While our area is a long way from the Gulf Coast, it is subject to tornados that have damaged or destroyed nearby communities. We appreciate that the federal banking agencies have clarified how banks will receive favorable consideration in their Community Reinvestment Act (CRA) exams for financing community development activities in geographical areas impacted by natural disasters. While we are pleased that the federal agencies direct banks to focus on low- and moderate-income families in areas impacted by disasters, we are concerned that other proposed questions divert bank financing to middle- and upper-income housing. The agencies must implement CRA in a manner that maintains the law's central objective of ending redlining and expanding access to credit for low- and moderate-income families and communities.

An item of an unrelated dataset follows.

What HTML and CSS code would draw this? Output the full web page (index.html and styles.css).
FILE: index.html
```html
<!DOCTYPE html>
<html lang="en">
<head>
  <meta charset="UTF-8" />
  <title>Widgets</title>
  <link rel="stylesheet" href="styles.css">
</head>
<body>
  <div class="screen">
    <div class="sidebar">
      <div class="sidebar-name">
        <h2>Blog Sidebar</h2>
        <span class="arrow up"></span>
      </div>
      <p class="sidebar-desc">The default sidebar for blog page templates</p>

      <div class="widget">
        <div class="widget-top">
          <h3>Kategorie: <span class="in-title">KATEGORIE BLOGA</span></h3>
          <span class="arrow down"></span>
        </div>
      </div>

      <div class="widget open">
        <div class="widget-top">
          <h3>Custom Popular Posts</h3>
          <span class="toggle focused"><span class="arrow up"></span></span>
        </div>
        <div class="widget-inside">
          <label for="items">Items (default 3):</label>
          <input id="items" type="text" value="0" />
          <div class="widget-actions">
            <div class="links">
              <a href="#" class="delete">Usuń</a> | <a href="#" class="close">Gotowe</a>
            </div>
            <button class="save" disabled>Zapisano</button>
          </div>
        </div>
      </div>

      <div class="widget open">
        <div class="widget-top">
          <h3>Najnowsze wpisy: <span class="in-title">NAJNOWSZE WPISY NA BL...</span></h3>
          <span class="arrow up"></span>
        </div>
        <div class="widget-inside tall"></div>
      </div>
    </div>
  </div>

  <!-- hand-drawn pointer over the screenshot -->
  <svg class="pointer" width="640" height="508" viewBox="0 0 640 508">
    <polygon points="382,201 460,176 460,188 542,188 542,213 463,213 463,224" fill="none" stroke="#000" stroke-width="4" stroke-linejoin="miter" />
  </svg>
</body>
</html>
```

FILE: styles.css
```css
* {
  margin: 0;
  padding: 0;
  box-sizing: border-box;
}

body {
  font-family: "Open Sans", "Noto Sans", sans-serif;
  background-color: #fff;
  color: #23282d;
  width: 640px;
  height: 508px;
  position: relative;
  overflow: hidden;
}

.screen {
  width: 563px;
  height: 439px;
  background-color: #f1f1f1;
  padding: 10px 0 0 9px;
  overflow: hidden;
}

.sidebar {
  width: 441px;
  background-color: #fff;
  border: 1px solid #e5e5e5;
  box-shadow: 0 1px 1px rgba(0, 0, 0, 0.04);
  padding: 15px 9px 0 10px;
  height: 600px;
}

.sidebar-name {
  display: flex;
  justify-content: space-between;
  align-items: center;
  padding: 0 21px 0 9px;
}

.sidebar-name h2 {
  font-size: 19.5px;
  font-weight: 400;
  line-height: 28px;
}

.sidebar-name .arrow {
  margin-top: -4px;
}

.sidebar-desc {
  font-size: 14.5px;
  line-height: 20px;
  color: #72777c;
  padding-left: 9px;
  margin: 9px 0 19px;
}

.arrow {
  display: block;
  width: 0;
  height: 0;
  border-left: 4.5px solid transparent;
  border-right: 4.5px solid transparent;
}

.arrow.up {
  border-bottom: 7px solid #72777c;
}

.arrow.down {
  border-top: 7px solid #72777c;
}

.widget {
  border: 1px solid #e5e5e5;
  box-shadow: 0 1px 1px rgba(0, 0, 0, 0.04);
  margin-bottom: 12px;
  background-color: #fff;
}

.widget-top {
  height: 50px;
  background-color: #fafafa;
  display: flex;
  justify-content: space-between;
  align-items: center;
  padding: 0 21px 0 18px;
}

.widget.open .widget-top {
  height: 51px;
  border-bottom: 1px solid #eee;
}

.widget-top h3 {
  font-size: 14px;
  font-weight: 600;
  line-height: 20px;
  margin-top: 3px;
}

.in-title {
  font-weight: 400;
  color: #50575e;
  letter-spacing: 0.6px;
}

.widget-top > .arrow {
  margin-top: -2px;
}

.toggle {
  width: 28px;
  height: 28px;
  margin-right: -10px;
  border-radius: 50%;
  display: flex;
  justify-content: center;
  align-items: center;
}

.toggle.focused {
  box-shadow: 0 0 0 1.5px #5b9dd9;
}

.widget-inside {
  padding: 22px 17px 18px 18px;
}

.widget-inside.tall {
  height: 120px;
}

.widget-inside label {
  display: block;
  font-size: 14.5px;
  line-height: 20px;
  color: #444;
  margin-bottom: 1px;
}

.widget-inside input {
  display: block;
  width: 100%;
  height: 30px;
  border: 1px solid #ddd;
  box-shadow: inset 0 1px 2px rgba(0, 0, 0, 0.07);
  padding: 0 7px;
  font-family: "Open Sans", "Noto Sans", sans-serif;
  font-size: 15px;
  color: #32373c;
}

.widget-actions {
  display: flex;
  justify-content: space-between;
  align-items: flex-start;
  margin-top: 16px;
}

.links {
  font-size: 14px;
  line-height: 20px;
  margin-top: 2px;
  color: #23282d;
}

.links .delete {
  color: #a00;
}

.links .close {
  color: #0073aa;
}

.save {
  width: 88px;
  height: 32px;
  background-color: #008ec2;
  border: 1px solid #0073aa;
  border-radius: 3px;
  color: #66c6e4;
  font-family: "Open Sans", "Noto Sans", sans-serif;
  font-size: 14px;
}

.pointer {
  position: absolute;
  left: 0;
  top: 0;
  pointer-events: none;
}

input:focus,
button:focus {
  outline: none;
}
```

We are pleased that the agencies are proposing that banks will receive points on their CRA exams for financing community development in geographical areas impacted by disasters for up to one year after the expiration of official federal or state designation of disaster status. Community development financing takes considerable time to plan and implement, meaning that the one year of additional time is important for geographical areas like the Gulf Coast region that have been devastated by natural disasters. We also applaud the agencies for providing more "weight" or credit to community development activities that are most responsive to the needs of low- and moderate-income individuals that have been impacted by the natural disaster. Your proposal to provide CRA points for investments that benefit families displaced by disasters promises to be very beneficial to areas receiving a large influx of families resettling in the wake of Hurricane Katrina and future natural calamities.
Thank you for consideration of our comments.